--- Start of Dataset section ---
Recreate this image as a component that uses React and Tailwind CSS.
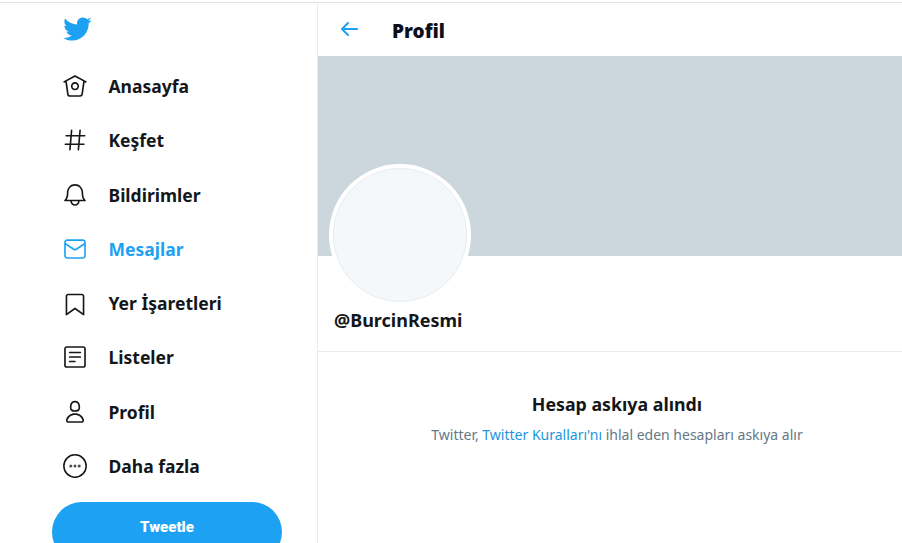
const bird = "M23.643 4.937c-.835.37-1.732.62-2.675.733.962-.576 1.7-1.49 2.048-2.578-.9.534-1.897.922-2.958 1.13-.85-.904-2.06-1.47-3.4-1.47-2.572 0-4.658 2.086-4.658 4.66 0 .364.042.718.12 1.06-3.873-.195-7.304-2.05-9.602-4.868-.4.69-.63 1.49-.63 2.342 0 1.616.823 3.043 2.072 3.878-.764-.025-1.482-.234-2.11-.583v.06c0 2.257 1.605 4.14 3.737 4.568-.392.106-.803.162-1.227.162-.3 0-.593-.028-.877-.082.593 1.85 2.313 3.198 4.352 3.234-1.595 1.25-3.604 1.995-5.786 1.995-.376 0-.747-.022-1.112-.065 2.062 1.323 4.51 2.093 7.14 2.093 8.57 0 13.255-7.098 13.255-13.254 0-.2-.005-.402-.014-.602.91-.658 1.7-1.477 2.323-2.41z"

const navItems = [
  {
    label: "Anasayfa",
    paths: [
      "M22.46 7.57L12.357 2.115c-.223-.12-.49-.12-.713 0L1.543 7.57c-.364.197-.5.652-.303 1.017.135.25.394.393.66.393.12 0 .243-.03.356-.09l.815-.44L4.7 19.963c.214 1.215 1.308 2.062 2.658 2.062h9.282c1.352 0 2.445-.848 2.663-2.087l1.626-11.49.818.442c.364.193.82.06 1.017-.304.196-.363.06-.818-.304-1.016zm-4.638 12.133c-.107.606-.703.822-1.18.822H7.36c-.48 0-1.075-.216-1.178-.798L4.48 7.69 12 3.628l7.522 4.06-1.7 12.015z",
      "M8.22 12.184c0 2.084 1.695 3.78 3.78 3.78s3.78-1.696 3.78-3.78-1.695-3.78-3.78-3.78-3.78 1.696-3.78 3.78zm6.06 0c0 1.258-1.022 2.28-2.28 2.28s-2.28-1.022-2.28-2.28 1.022-2.28 2.28-2.28 2.28 1.022 2.28 2.28z",
    ],
  },
  {
    label: "Keşfet",
    paths: [
      "M21 7.337h-3.93l.372-4.272c.036-.412-.27-.775-.682-.812-.417-.03-.776.27-.812.683l-.383 4.4h-6.32l.37-4.27c.037-.413-.27-.776-.68-.813-.42-.03-.777.27-.813.683l-.382 4.4H3.782c-.414 0-.75.337-.75.75s.336.75.75.75H7.61l-.55 6.327H3c-.414 0-.75.336-.75.75s.336.75.75.75h3.93l-.372 4.272c-.036.412.27.775.682.812l.066.003c.385 0 .712-.295.746-.686l.383-4.4h6.32l-.37 4.27c-.036.413.27.776.682.813l.066.003c.385 0 .712-.295.746-.686l.382-4.4h3.957c.413 0 .75-.337.75-.75s-.337-.75-.75-.75H16.39l.55-6.327H21c.414 0 .75-.336.75-.75s-.336-.75-.75-.75zm-6.115 7.826h-6.32l.55-6.326h6.32l-.55 6.326z",
    ],
  },
  {
    label: "Bildirimler",
    paths: [
      "M21.697 16.468c-.02-.016-2.14-1.64-2.103-6.03.02-2.532-.812-4.782-2.347-6.335C15.872 2.71 14.01 1.94 12.005 1.93h-.013c-2.004.01-3.866.78-5.242 2.174-1.534 1.553-2.368 3.802-2.346 6.334.037 4.33-2.02 5.967-2.102 6.03-.26.193-.366.53-.265.838.102.308.39.515.712.515h4.92c.102 2.31 1.997 4.16 4.33 4.16s4.226-1.85 4.327-4.16h4.922c.322 0 .61-.206.71-.514.103-.307-.003-.645-.263-.838zM12 20.478c-1.505 0-2.73-1.177-2.828-2.658h5.656c-.1 1.48-1.323 2.66-2.828 2.66zM4.38 16.32c.74-1.132 1.548-3.028 1.524-5.896-.018-2.16.644-3.982 1.913-5.267C8.91 4.05 10.397 3.437 12 3.43c1.603.008 3.087.62 4.18 1.728 1.27 1.285 1.933 3.106 1.915 5.267-.024 2.868.785 4.765 1.525 5.896H4.38z",
    ],
  },
  {
    label: "Mesajlar",
    active: true,
    paths: [
      "M19.25 3.018H4.75C3.233 3.018 2 4.252 2 5.77v12.495c0 1.518 1.233 2.753 2.75 2.753h14.5c1.517 0 2.75-1.235 2.75-2.753V5.77c0-1.518-1.233-2.752-2.75-2.752zm-14.5 1.5h14.5c.69 0 1.25.56 1.25 1.25v.714l-8.05 5.367c-.273.18-.626.182-.9-.002L3.5 6.482v-.714c0-.69.56-1.25 1.25-1.25zm14.5 14.998H4.75c-.69 0-1.25-.56-1.25-1.25V8.24l7.24 4.83c.383.256.822.384 1.26.384.44 0 .877-.128 1.26-.383l7.24-4.83v10.022c0 .69-.56 1.25-1.25 1.25z",
    ],
  },
  {
    label: "Yer İşaretleri",
    paths: [
      "M19.9 23.5c-.157 0-.312-.05-.442-.144L12 17.928l-7.458 5.43c-.228.164-.53.19-.782.06-.25-.127-.41-.385-.41-.667V5.6c0-1.24 1.01-2.25 2.25-2.25h12.798c1.24 0 2.25 1.01 2.25 2.25v17.15c0 .282-.158.54-.41.668-.106.055-.223.082-.34.082zM12 16.25c.155 0 .31.048.44.144l6.71 4.883V5.6c0-.412-.337-.75-.75-.75H5.6c-.413 0-.75.338-.75.75v15.677l6.71-4.883c.13-.096.285-.144.44-.144z",
    ],
  },
  {
    label: "Listeler",
    paths: [
      "M19.75 22H4.25C3.01 22 2 20.99 2 19.75V4.25C2 3.01 3.01 2 4.25 2h15.5C20.99 2 22 3.01 22 4.25v15.5c0 1.24-1.01 2.25-2.25 2.25zM4.25 3.5c-.414 0-.75.337-.75.75v15.5c0 .413.336.75.75.75h15.5c.414 0 .75-.337.75-.75V4.25c0-.413-.336-.75-.75-.75H4.25z",
      "M17 8.64H7c-.414 0-.75-.337-.75-.75s.336-.75.75-.75h10c.414 0 .75.336.75.75s-.336.75-.75.75zm0 4.11H7c-.414 0-.75-.336-.75-.75s.336-.75.75-.75h10c.414 0 .75.336.75.75s-.336.75-.75.75zm-5 4.11H7c-.414 0-.75-.335-.75-.75s.336-.75.75-.75h5c.414 0 .75.337.75.75s-.336.75-.75.75z",
    ],
  },
  {
    label: "Profil",
    paths: [
      "M12 11.816c1.355 0 2.872-.15 3.84-1.256.814-.93 1.078-2.368.806-4.392-.38-2.825-2.117-4.512-4.646-4.512S7.734 3.343 7.354 6.17c-.272 2.022-.008 3.46.806 4.39.968 1.107 2.485 1.256 3.84 1.256zM8.84 6.368c.162-1.2.787-3.212 3.16-3.212s2.998 2.013 3.16 3.212c.207 1.55.057 2.627-.45 3.205-.455.52-1.266.743-2.71.743s-2.255-.223-2.71-.743c-.507-.578-.657-1.656-.45-3.205zm11.44 12.868c-.877-3.526-4.282-5.99-8.28-5.99s-7.403 2.464-8.28 5.99c-.172.692-.028 1.4.395 1.94.408.52 1.04.82 1.733.82h12.304c.693 0 1.325-.3 1.733-.82.424-.54.567-1.247.394-1.94zm-1.576 1.016c-.126.16-.316.246-.552.246H5.848c-.235 0-.426-.085-.552-.246-.137-.174-.18-.412-.12-.654.71-2.855 3.517-4.85 6.824-4.85s6.114 1.994 6.824 4.85c.06.242.017.48-.12.654z",
    ],
  },
  { label: "Daha fazla", more: true, paths: [] },
]

function NavRow({ item }) {
  return (
    <div className={`flex h-[54.25px] items-center ${item.active ? "text-[#1da1f2]" : "text-[#14171a]"}`}>
      <svg viewBox="0 0 24 24" className="h-[26px] w-[26px] fill-current">
        {item.paths.map((d) => (
          <path key={d} d={d} />
        ))}
        {item.more && (
          <g>
            <circle cx="12" cy="12" r="10.3" fill="none" stroke="currentColor" strokeWidth="1.4" />
            <circle cx="8.1" cy="12" r="1.4" fill="#4a5056" />
            <circle cx="12" cy="12" r="1.4" fill="#4a5056" />
            <circle cx="15.9" cy="12" r="1.4" fill="#4a5056" />
          </g>
        )}
      </svg>
      <span className="ml-[20.5px] text-[17.5px] font-bold">{item.label}</span>
    </div>
  )
}

export default function App() {
  return (
    <div className="h-[543px] w-[902px] overflow-hidden bg-white pt-[2px] font-['Noto_Sans',sans-serif]">
      <div className="flex h-[541px] border-t border-[#e1e4e6]">
        <aside className="w-[318px] shrink-0 border-r border-[#e6ecf0]">
          <div className="pl-[62px] pt-[11px]">
            <svg viewBox="0 0 24 24" className="h-[30px] w-[30px] fill-[#1da1f2]">
              <path d={bird} />
            </svg>
          </div>
          <nav className="mt-[15.05px] pl-[62px]">
            {navItems.map((item) => (
              <NavRow key={item.label} item={item} />
            ))}
          </nav>
          <button className="ml-[52px] mt-[9px] h-[60px] w-[230px] rounded-[30px] bg-[#1da1f2] pb-[10px] font-['Roboto',sans-serif] text-[15px] font-black text-white">
            Tweetle
          </button>
        </aside>

        <main className="min-w-0 flex-1">
          <header className="flex h-[53px] items-center pl-[19px]">
            <svg viewBox="0 0 24 24" className="mb-[1px] h-[24px] w-[24px] fill-[#1da1f2]">
              <path d="M20 11H7.414l4.293-4.293c.39-.39.39-1.023 0-1.414s-1.023-.39-1.414 0l-6 6c-.39.39-.39 1.023 0 1.414l6 6c.195.195.45.293.707.293s.512-.098.707-.293c.39-.39.39-1.023 0-1.414L7.414 13H20c.553 0 1-.447 1-1s-.447-1-1-1z" />
            </svg>
            <h1 className="ml-[31px] mt-[4px] text-[19px] font-black text-[#0b0f1c]">Profil</h1>
          </header>
          <div className="h-[200px] bg-[#ccd6dd]" />
          <div className="flex h-[96px] flex-col border-b border-[#e6ecf0] pl-[11px]">
            <div className="-mt-[92px] h-[142px] w-[142px] shrink-0 rounded-full bg-white p-[4px]">
              <div className="h-full w-full rounded-full border border-[#e6ecf0] bg-[#f5f8fa]" />
            </div>
            <p className="ml-[5px] mt-[1px] text-[18px] font-bold text-[#14171a]">@BurcinResmi</p>
          </div>
          <div className="pl-[14px] pt-[39px] text-center">
            <h2 className="text-[17.8px] font-bold text-[#14171a]">Hesap askıya alındı</h2>
            <p className="mt-[6px] text-[14px] text-[#657786]">
              Twitter, <span className="text-[#1b95e0]">Twitter Kuralları'nı</span> ihlal eden hesapları askıya alır
            </p>
          </div>
        </main>
      </div>
    </div>
  )
}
--- End of Dataset section ---
Give again, word for word, every line from the top of the data through the line with "1.13-.85-.904-2.06-1.47-3.4-1.47-2.572 0-4.658 2.086-4.658", both ends included, and exclude the pictures.

Recreate this image as a component that uses React and Tailwind CSS.
const bird = "M23.643 4.937c-.835.37-1.732.62-2.675.733.962-.576 1.7-1.49 2.048-2.578-.9.534-1.897.922-2.958 1.13-.85-.904-2.06-1.47-3.4-1.47-2.572 0-4.658 2.086-4.658 4.66 0 .364.042.718.12 1.06-3.873-.195-7.304-2.05-9.602-4.868-.4.69-.63 1.49-.63 2.342 0 1.616.823 3.043 2.072 3.878-.764-.025-1.482-.234-2.11-.583v.06c0 2.257 1.605 4.14 3.737 4.568-.392.106-.803.162-1.227.162-.3 0-.593-.028-.877-.082.593 1.85 2.313 3.198 4.352 3.234-1.595 1.25-3.604 1.995-5.786 1.995-.376 0-.747-.022-1.112-.065 2.062 1.323 4.51 2.093 7.14 2.093 8.57 0 13.255-7.098 13.255-13.254 0-.2-.005-.402-.014-.602.91-.658 1.7-1.477 2.323-2.41z"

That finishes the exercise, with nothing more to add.